Apabila bertemu dengan orang alim, maka berkatalah bahwa orang ini diberikan sesuatu yang saya belum sampai kepadanya, memperoleh apa yang belum saya peroleh, mengetahui apa yang saya tidak ketahui, dia beramal berdasarkan ilmunya. Apabila bertemu dengan orang yang bodoh, maka berkatalah bahwa seandainya ia bermaksiat kepada Allah, itu dikarenakan ketidaktahuannya, sementara saya maksiat kepada Allah dalam keadaan mengetahui.
Maka tidak dapat dipastikan bagaimana akhir dari kehidupanku dan dia. Apabila bertemu dengan orang kafir maka berkatalah bahwa saya tidak tahu yang akan terjadi, boleh jadi ia akan masuk islam dan husnul khatimah, sebaliknya bisa jadi saya akan kufur dan su’ul khatimah. Nau’dzu billah min dzalik.
Pesan Syaikh Abdul Qadir Al-Jailani tersebut barangkali sangat relevan dengan kondisi sekarang ini. Semakin berkembangnya media sosial, setiap individu bebas mengekspresikan segala pemikirannya. Terkadang pemakaian media sosial yang lepas kontrol berakibat kepada dangkalnya perspektif terhadap sistuasi yang terjadi. Sehingga budaya klarifikasi (tabayyun) tidak lagi menjadi ruh dalam sebuah interaksi.
Perkembangan media sosial tersebut mengikis nilai-nilai yang ada dalam interaksi sosial.
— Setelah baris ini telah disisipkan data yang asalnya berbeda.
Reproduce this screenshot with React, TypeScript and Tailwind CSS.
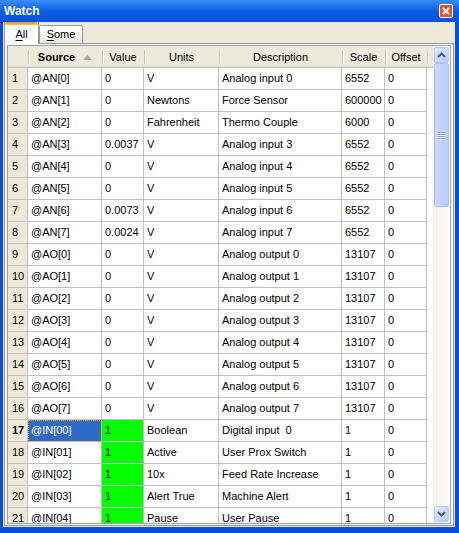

Meminjam terminologi Komaruddin Hidayat yaitu “high tech but low touch” bahwa penggunaan teknologi (high tech) yang terlampau batas dalam interaksi sosial akan mengurangi kadar nilai keakraban hati (touch) dalam sebuah interaksi.
Situasi itu akan berdampak kepada kurangnya sikap saling menghormati antar sesama manusia sehingga sikap individualistik dalam diri setiap individu yang akan muncul. Dampak negatif dari sikap tersebut adalah minimnya solidaritas terhadap sesama manusia.
Sikap individualistik menjadikan manusia merasa benar sendiri (egoisme) dan merasa dirinya yang paling berkuasa. Sehingga dalam interaksi, orang tersebut tidak memahami hak diri sendiri dan orang lain bahkan bisa saja merampas hak orang lain.
Oleh karena itu, untuk mengatasi sikap individualistik, manusia harus berbenah atau introspeksi diri. Secara implisit sebagaimana dijelaskan oleh Syaikh Abdul Qadir Al-Jailani di atas. Untuk menghindari sikap individualistik, manusia harus mampu menumbuhkan perspektif yang “positif thinking” terhadap situasi yang terjadi khususnya di saat menilai orang lain.
Sikap husnudzan itulah yang menjadi awal munculnya harmoni sosial dan terciptanya sikap saling memahami, menghormati dan menghargai hak diri sendiri dan orang lain.